SignalLean toward published versions
Edition revised for yearsYes — readers cite a moving target
Apparatus/readings changeYes — citations must pin a state
Collaborative, ongoingYes — releases mark agreed states
Finished critical editionNo — one release suffices
Small documentary editionNo — current build + changelog

If three or more rows point to "yes", build a version-switcher. Otherwise, publish one citable release and keep the rest in Git.

How should Git handle TEI well?

Git diffs line by line, so XML formatting determines whether your history is readable. Normalise whitespace with a pretty-printer before committing so a one-word change does not show as a whole reformatted paragraph:

bash
xmllint --format witness.xml --output witness.xml
git add witness.xml
git commit -m "Emend 'obscuram' to 'obscaenam' (ch.3, conjecture ER)"

Tag releases so a citation can resolve to an exact state:

bash
git tag -a v1.0 -m "First public edition, ch.1-12"
git push --tags

A reader citing v1.0 can always retrieve precisely what they read.

What does published versioning cost in practice?

It is ongoing curation, not a one-off. Each released version must stay online and citable indefinitely, you must write a changelog explaining what differs between versions, and your interface needs a way for readers to choose a version.

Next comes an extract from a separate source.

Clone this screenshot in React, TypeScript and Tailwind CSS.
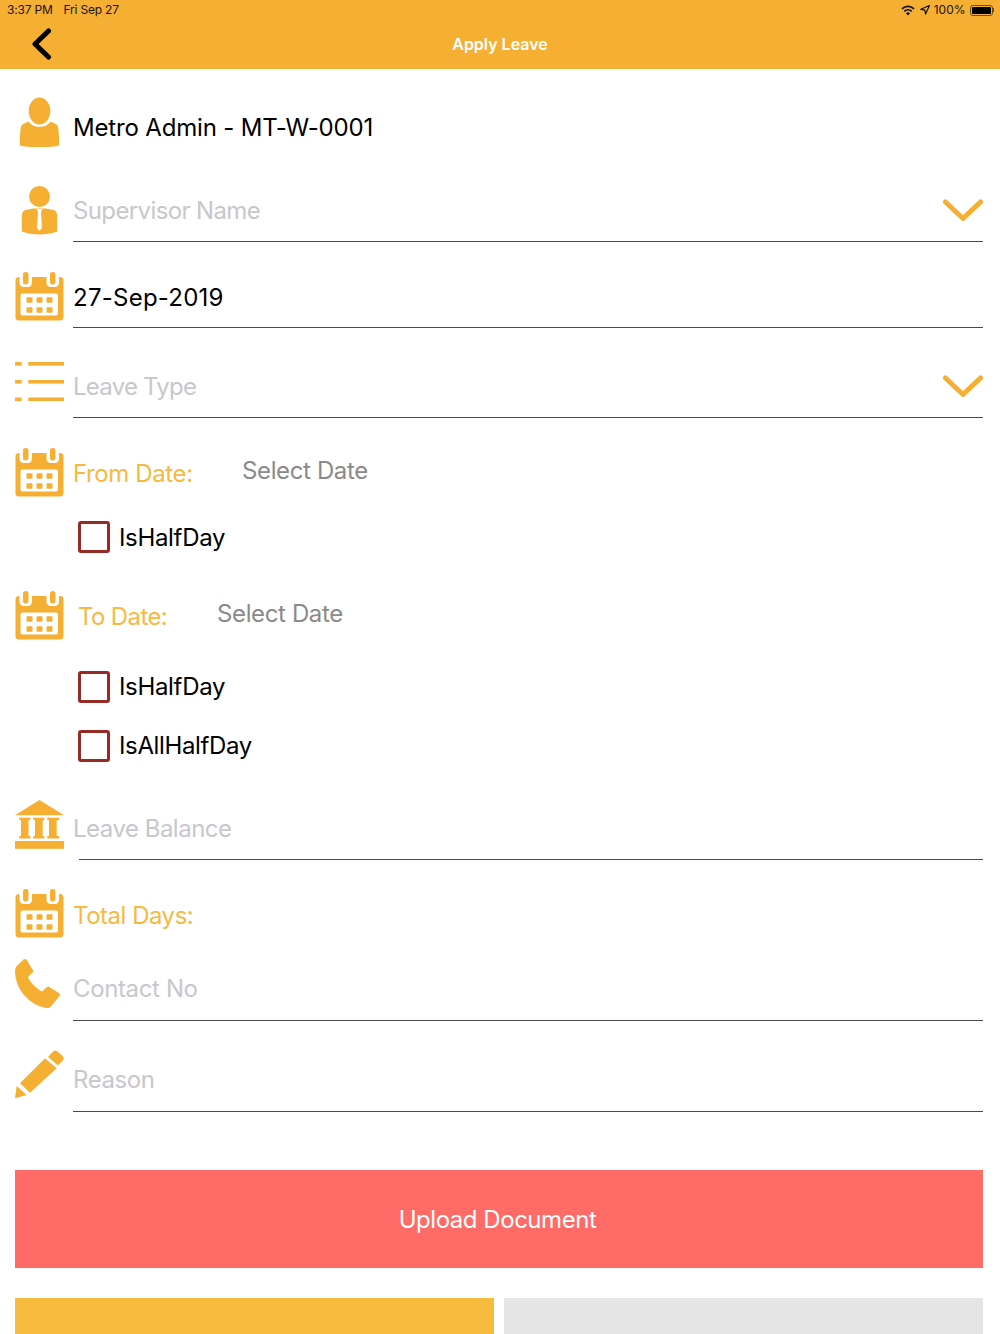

That is real hosting and labour commitment stretching past the project's funded life. Underestimating this is how editions end up with a broken "v2" link and an unreachable "v1".

Can I keep the data versioned but the site single?

Yes, and for most editions this is the sweet spot. Maintain full Git history of the TEI for provenance and accountability, but publish only the current build to readers alongside a human-readable changelog. You get complete internal auditability — every reading traceable to a commit — without promising to host a museum of past websites. Reserve public multi-version delivery for editions where citation precision genuinely demands it.

Key Takeaways

  • Always version the source in Git; that decision is settled, not optional.
  • Distinguish internal Git history from published, citable public versions.
  • Publish multiple versions only for living, actively cited editions.
  • Commit semantically, one editorial decision per commit, for a usable history.
  • Pretty-print XML before committing so diffs stay readable.
  • Tag releases so citations resolve to an exact textual state.
  • Published versioning is indefinite curation labour, not a one-time release.

Frequently Asked Questions

Should every digital edition be under version control?

Yes — the source TEI/XML should always live in Git regardless of project size. The real decision is whether to publish multiple citable versions to readers, which is a heavier commitment that not every edition needs.

What is the difference between internal versioning and published versions?

Internal versioning is your Git history — every commit, for the team. Published versioning means releasing tagged, citable snapshots (v1.0, v1.1) that readers can reference and that you promise to keep available. The first is mandatory; the second is a curatorial choice.

When is publishing multiple versions worth the cost?

When the edition is actively revised over years, when scholars cite specific readings that may change, or when the edition is a moving research object. For a one-time critical edition that will not change, a single citable release is enough.

How does Git handle TEI editions specifically?

Git tracks line-based diffs, so keep one logical unit per line or use a pretty-printer to keep diffs readable. Commit semantically — one editorial decision per commit — and tag releases. Large binary facsimiles should stay out of Git; reference them via IIIF instead.

What are the costs of published versioning?

You must keep every released version online and citable indefinitely, document what changed between them, and design an interface that lets readers pick a version. That is ongoing curation labour and hosting commitment, not a one-off.

Can I version the data without versioning the website?

Yes, and it is often the right call. Keep rich Git history of the TEI for provenance, but publish only the current build to readers, with a changelog. You get full internal accountability without the burden of maintaining many live public versions.